_Work to complete_
In this exercise, return the whole listing exactly, excluding any images.

— start Source excerpt —

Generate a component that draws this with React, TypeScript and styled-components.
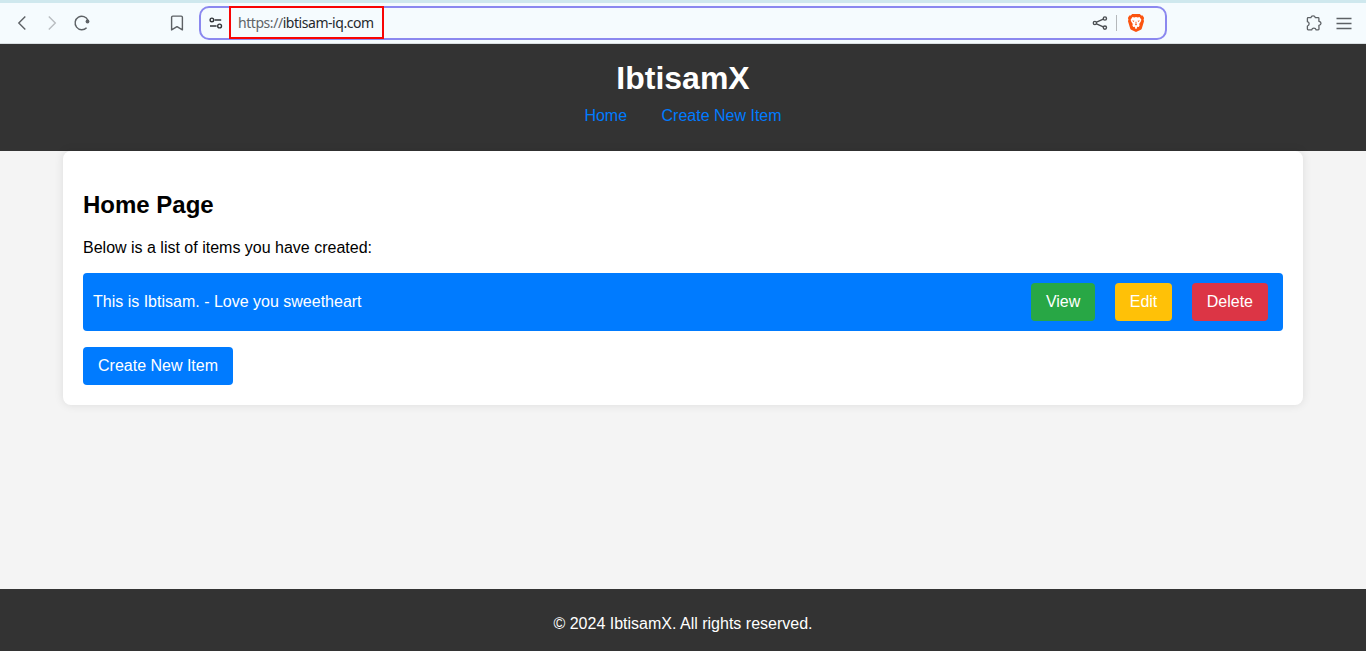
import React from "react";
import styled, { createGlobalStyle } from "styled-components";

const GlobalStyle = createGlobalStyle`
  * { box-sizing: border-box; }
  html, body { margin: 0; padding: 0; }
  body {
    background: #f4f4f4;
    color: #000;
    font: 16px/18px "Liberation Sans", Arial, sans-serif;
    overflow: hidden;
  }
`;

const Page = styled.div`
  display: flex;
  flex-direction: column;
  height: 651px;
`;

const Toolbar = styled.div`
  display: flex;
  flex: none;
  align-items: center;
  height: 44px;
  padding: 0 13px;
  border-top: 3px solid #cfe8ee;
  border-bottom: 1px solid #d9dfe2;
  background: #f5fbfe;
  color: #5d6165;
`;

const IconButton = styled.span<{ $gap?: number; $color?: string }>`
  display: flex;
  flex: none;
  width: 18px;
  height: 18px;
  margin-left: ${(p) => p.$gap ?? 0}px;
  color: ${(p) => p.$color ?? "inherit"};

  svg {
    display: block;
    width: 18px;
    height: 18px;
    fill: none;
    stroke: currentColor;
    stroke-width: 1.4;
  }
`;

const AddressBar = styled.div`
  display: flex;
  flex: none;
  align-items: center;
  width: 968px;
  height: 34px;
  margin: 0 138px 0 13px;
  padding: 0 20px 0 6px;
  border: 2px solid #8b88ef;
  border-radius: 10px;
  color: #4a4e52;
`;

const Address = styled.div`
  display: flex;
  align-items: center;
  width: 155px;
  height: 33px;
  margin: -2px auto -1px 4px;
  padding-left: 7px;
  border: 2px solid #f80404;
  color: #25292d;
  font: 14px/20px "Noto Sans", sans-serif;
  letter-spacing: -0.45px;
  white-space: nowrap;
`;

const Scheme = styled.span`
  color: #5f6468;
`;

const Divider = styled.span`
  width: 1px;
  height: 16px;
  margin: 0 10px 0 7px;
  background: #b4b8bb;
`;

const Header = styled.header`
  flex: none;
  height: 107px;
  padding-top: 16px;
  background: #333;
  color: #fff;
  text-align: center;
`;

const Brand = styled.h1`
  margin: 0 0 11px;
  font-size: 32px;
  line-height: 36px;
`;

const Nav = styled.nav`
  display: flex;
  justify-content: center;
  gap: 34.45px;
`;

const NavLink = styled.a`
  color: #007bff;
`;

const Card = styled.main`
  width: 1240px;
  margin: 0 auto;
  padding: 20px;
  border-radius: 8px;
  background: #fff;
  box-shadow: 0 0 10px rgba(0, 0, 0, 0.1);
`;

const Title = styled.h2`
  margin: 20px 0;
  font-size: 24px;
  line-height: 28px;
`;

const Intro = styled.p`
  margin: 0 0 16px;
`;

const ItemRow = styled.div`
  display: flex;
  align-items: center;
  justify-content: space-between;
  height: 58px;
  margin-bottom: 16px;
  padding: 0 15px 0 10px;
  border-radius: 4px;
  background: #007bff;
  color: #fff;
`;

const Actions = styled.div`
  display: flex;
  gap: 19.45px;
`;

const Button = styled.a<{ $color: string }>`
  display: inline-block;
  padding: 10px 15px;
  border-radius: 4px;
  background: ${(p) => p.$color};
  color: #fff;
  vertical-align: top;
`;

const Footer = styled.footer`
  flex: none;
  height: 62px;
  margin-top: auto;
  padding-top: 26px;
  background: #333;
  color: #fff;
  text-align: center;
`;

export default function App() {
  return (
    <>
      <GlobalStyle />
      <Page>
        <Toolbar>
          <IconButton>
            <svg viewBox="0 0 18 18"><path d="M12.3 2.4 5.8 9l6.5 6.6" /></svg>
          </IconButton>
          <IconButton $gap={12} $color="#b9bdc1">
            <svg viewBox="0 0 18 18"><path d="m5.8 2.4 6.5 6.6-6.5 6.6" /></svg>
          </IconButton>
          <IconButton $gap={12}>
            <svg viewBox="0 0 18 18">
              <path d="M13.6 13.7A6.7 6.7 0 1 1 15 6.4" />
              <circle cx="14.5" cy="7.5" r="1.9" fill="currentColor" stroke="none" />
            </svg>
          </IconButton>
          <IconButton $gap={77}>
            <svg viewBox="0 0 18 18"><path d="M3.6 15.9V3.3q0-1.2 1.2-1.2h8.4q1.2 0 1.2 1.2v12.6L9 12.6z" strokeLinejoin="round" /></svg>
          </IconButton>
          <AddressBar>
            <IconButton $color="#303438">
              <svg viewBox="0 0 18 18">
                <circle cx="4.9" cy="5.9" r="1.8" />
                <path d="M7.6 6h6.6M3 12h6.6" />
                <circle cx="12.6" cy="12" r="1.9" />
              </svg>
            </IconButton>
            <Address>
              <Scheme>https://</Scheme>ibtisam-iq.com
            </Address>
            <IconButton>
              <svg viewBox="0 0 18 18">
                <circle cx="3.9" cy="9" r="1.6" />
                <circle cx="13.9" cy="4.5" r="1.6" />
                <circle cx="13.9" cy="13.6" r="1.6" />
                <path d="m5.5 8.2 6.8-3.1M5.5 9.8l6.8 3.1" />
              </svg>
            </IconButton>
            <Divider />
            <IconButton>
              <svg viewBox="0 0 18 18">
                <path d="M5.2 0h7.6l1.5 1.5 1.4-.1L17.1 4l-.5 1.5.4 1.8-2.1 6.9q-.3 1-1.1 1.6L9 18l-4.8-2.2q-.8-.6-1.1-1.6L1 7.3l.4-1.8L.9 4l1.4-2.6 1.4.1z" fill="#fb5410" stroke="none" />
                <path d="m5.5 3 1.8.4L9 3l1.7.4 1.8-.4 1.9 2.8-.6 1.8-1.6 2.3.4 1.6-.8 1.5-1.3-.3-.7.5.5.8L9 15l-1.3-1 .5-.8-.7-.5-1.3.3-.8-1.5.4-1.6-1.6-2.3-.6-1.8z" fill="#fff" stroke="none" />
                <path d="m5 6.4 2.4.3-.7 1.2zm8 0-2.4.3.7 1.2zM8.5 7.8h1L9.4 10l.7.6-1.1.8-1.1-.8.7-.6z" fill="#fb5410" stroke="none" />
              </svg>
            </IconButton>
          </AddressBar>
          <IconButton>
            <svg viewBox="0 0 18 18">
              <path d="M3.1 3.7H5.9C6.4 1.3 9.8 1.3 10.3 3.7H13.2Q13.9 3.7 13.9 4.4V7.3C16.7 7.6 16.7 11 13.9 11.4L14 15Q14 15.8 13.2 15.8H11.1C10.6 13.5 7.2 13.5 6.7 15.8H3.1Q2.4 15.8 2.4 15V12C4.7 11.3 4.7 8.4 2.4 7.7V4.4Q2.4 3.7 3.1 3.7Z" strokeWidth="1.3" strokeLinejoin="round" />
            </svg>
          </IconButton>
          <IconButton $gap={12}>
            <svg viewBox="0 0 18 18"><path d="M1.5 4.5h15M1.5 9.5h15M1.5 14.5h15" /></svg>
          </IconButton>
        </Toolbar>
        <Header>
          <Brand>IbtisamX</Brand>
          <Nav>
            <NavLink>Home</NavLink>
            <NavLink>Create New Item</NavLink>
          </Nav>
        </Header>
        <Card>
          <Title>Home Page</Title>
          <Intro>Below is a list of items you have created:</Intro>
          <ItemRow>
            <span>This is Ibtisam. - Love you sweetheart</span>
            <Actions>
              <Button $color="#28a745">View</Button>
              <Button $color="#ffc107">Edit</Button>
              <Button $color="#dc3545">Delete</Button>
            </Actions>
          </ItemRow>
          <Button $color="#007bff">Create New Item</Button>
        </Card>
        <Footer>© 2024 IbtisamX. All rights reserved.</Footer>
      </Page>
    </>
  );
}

— end Source excerpt —

_Correct result_
Generate a component that draws this with React, TypeScript and styled-components.
import React from "react";
import styled, { createGlobalStyle } from "styled-components";

const GlobalStyle = createGlobalStyle`
  * { box-sizing: border-box; }
  html, body { margin: 0; padding: 0; }
  body {
    background: #f4f4f4;
    color: #000;
    font: 16px/18px "Liberation Sans", Arial, sans-serif;
    overflow: hidden;
  }
`;

const Page = styled.div`
  display: flex;
  flex-direction: column;
  height: 651px;
`;

const Toolbar = styled.div`
  display: flex;
  flex: none;
  align-items: center;
  height: 44px;
  padding: 0 13px;
  border-top: 3px solid #cfe8ee;
  border-bottom: 1px solid #d9dfe2;
  background: #f5fbfe;
  color: #5d6165;
`;

const IconButton = styled.span<{ $gap?: number; $color?: string }>`
  display: flex;
  flex: none;
  width: 18px;
  height: 18px;
  margin-left: ${(p) => p.$gap ?? 0}px;
  color: ${(p) => p.$color ?? "inherit"};

  svg {
    display: block;
    width: 18px;
    height: 18px;
    fill: none;
    stroke: currentColor;
    stroke-width: 1.4;
  }
`;

const AddressBar = styled.div`
  display: flex;
  flex: none;
  align-items: center;
  width: 968px;
  height: 34px;
  margin: 0 138px 0 13px;
  padding: 0 20px 0 6px;
  border: 2px solid #8b88ef;
  border-radius: 10px;
  color: #4a4e52;
`;

const Address = styled.div`
  display: flex;
  align-items: center;
  width: 155px;
  height: 33px;
  margin: -2px auto -1px 4px;
  padding-left: 7px;
  border: 2px solid #f80404;
  color: #25292d;
  font: 14px/20px "Noto Sans", sans-serif;
  letter-spacing: -0.45px;
  white-space: nowrap;
`;

const Scheme = styled.span`
  color: #5f6468;
`;

const Divider = styled.span`
  width: 1px;
  height: 16px;
  margin: 0 10px 0 7px;
  background: #b4b8bb;
`;

const Header = styled.header`
  flex: none;
  height: 107px;
  padding-top: 16px;
  background: #333;
  color: #fff;
  text-align: center;
`;

const Brand = styled.h1`
  margin: 0 0 11px;
  font-size: 32px;
  line-height: 36px;
`;

const Nav = styled.nav`
  display: flex;
  justify-content: center;
  gap: 34.45px;
`;

const NavLink = styled.a`
  color: #007bff;
`;

const Card = styled.main`
  width: 1240px;
  margin: 0 auto;
  padding: 20px;
  border-radius: 8px;
  background: #fff;
  box-shadow: 0 0 10px rgba(0, 0, 0, 0.1);
`;

const Title = styled.h2`
  margin: 20px 0;
  font-size: 24px;
  line-height: 28px;
`;

const Intro = styled.p`
  margin: 0 0 16px;
`;

const ItemRow = styled.div`
  display: flex;
  align-items: center;
  justify-content: space-between;
  height: 58px;
  margin-bottom: 16px;
  padding: 0 15px 0 10px;
  border-radius: 4px;
  background: #007bff;
  color: #fff;
`;

const Actions = styled.div`
  display: flex;
  gap: 19.45px;
`;

const Button = styled.a<{ $color: string }>`
  display: inline-block;
  padding: 10px 15px;
  border-radius: 4px;
  background: ${(p) => p.$color};
  color: #fff;
  vertical-align: top;
`;

const Footer = styled.footer`
  flex: none;
  height: 62px;
  margin-top: auto;
  padding-top: 26px;
  background: #333;
  color: #fff;
  text-align: center;
`;

export default function App() {
  return (
    <>
      <GlobalStyle />
      <Page>
        <Toolbar>
          <IconButton>
            <svg viewBox="0 0 18 18"><path d="M12.3 2.4 5.8 9l6.5 6.6" /></svg>
          </IconButton>
          <IconButton $gap={12} $color="#b9bdc1">
            <svg viewBox="0 0 18 18"><path d="m5.8 2.4 6.5 6.6-6.5 6.6" /></svg>
          </IconButton>
          <IconButton $gap={12}>
            <svg viewBox="0 0 18 18">
              <path d="M13.6 13.7A6.7 6.7 0 1 1 15 6.4" />
              <circle cx="14.5" cy="7.5" r="1.9" fill="currentColor" stroke="none" />
            </svg>
          </IconButton>
          <IconButton $gap={77}>
            <svg viewBox="0 0 18 18"><path d="M3.6 15.9V3.3q0-1.2 1.2-1.2h8.4q1.2 0 1.2 1.2v12.6L9 12.6z" strokeLinejoin="round" /></svg>
          </IconButton>
          <AddressBar>
            <IconButton $color="#303438">
              <svg viewBox="0 0 18 18">
                <circle cx="4.9" cy="5.9" r="1.8" />
                <path d="M7.6 6h6.6M3 12h6.6" />
                <circle cx="12.6" cy="12" r="1.9" />
              </svg>
            </IconButton>
            <Address>
              <Scheme>https://</Scheme>ibtisam-iq.com
            </Address>
            <IconButton>
              <svg viewBox="0 0 18 18">
                <circle cx="3.9" cy="9" r="1.6" />
                <circle cx="13.9" cy="4.5" r="1.6" />
                <circle cx="13.9" cy="13.6" r="1.6" />
                <path d="m5.5 8.2 6.8-3.1M5.5 9.8l6.8 3.1" />
              </svg>
            </IconButton>
            <Divider />
            <IconButton>
              <svg viewBox="0 0 18 18">
                <path d="M5.2 0h7.6l1.5 1.5 1.4-.1L17.1 4l-.5 1.5.4 1.8-2.1 6.9q-.3 1-1.1 1.6L9 18l-4.8-2.2q-.8-.6-1.1-1.6L1 7.3l.4-1.8L.9 4l1.4-2.6 1.4.1z" fill="#fb5410" stroke="none" />
                <path d="m5.5 3 1.8.4L9 3l1.7.4 1.8-.4 1.9 2.8-.6 1.8-1.6 2.3.4 1.6-.8 1.5-1.3-.3-.7.5.5.8L9 15l-1.3-1 .5-.8-.7-.5-1.3.3-.8-1.5.4-1.6-1.6-2.3-.6-1.8z" fill="#fff" stroke="none" />
                <path d="m5 6.4 2.4.3-.7 1.2zm8 0-2.4.3.7 1.2zM8.5 7.8h1L9.4 10l.7.6-1.1.8-1.1-.8.7-.6z" fill="#fb5410" stroke="none" />
              </svg>
            </IconButton>
          </AddressBar>
          <IconButton>
            <svg viewBox="0 0 18 18">
              <path d="M3.1 3.7H5.9C6.4 1.3 9.8 1.3 10.3 3.7H13.2Q13.9 3.7 13.9 4.4V7.3C16.7 7.6 16.7 11 13.9 11.4L14 15Q14 15.8 13.2 15.8H11.1C10.6 13.5 7.2 13.5 6.7 15.8H3.1Q2.4 15.8 2.4 15V12C4.7 11.3 4.7 8.4 2.4 7.7V4.4Q2.4 3.7 3.1 3.7Z" strokeWidth="1.3" strokeLinejoin="round" />
            </svg>
          </IconButton>
          <IconButton $gap={12}>
            <svg viewBox="0 0 18 18"><path d="M1.5 4.5h15M1.5 9.5h15M1.5 14.5h15" /></svg>
          </IconButton>
        </Toolbar>
        <Header>
          <Brand>IbtisamX</Brand>
          <Nav>
            <NavLink>Home</NavLink>
            <NavLink>Create New Item</NavLink>
          </Nav>
        </Header>
        <Card>
          <Title>Home Page</Title>
          <Intro>Below is a list of items you have created:</Intro>
          <ItemRow>
            <span>This is Ibtisam. - Love you sweetheart</span>
            <Actions>
              <Button $color="#28a745">View</Button>
              <Button $color="#ffc107">Edit</Button>
              <Button $color="#dc3545">Delete</Button>
            </Actions>
          </ItemRow>
          <Button $color="#007bff">Create New Item</Button>
        </Card>
        <Footer>© 2024 IbtisamX. All rights reserved.</Footer>
      </Page>
    </>
  );
}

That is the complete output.